Uniquely among the left, we Spartacists fought for the unconditional military defense of the Soviet Union, the DDR (the East German deformed workers state), and the other deformed workers states against capitalist counterrevolution. We fought for proletarian political revolution to sweep away the Stalinist bureaucracies in power and establish the genuine workers democracy of soviets and factory councils. Today we do the same for the world’s remaining deformed workers states: China, Cuba, North Korea and Vietnam.

Break with the PRD, Party of Capital!

The PRD represents the political wing of the bourgeoisie that seeks to use concessions to defuse the discontent of the workers and oppressed, so as to perpetuate the system of capitalist exploitation. The differences between the PRD and the PAN boil down to the manner of administering capitalism—with the carrot or with the stick. However, large masses of workers, peasants and youth see in the bourgeois populism of López Obrador and the PRD a viable alternative to the clerical and neoliberal policies of the PAN. The PRD, which emerged out of the PRI (as did AMLO himself), is a party of capital, inherently anti-worker. Nationalist populism is not anti-capitalist; in fact, it reinforces capitalism by strengthening the ties binding the working class to its “own” national bourgeoisie.

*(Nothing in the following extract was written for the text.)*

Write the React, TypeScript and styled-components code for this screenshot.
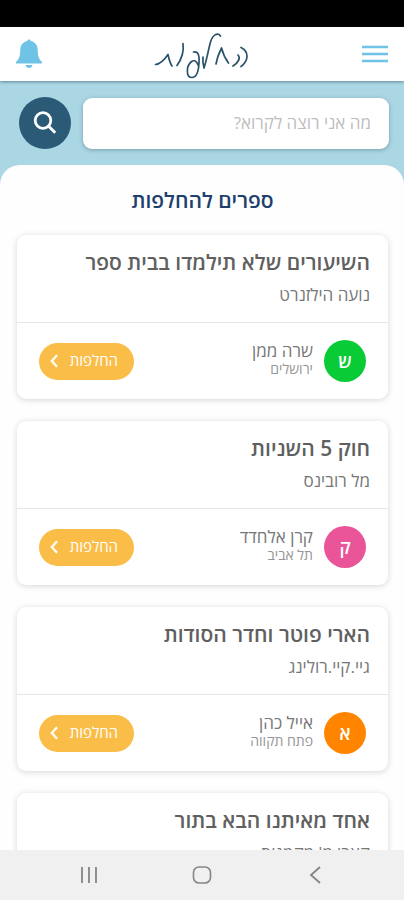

Just like its bourgeois opponents, the PRD does not hesitate to unleash state forces against the struggles of the workers and the oppressed. This was shown in the murderous attack on the Lázaro Cárdenas strikers in April 2006 and in the police attacks against students in the UNAM [National Autonomous University of Mexico] strike of 1999-2000, as well as the recent brutal occupation of the [impoverished] Tepito neighborhood by the Mexico City police and the expulsion of hundreds of families.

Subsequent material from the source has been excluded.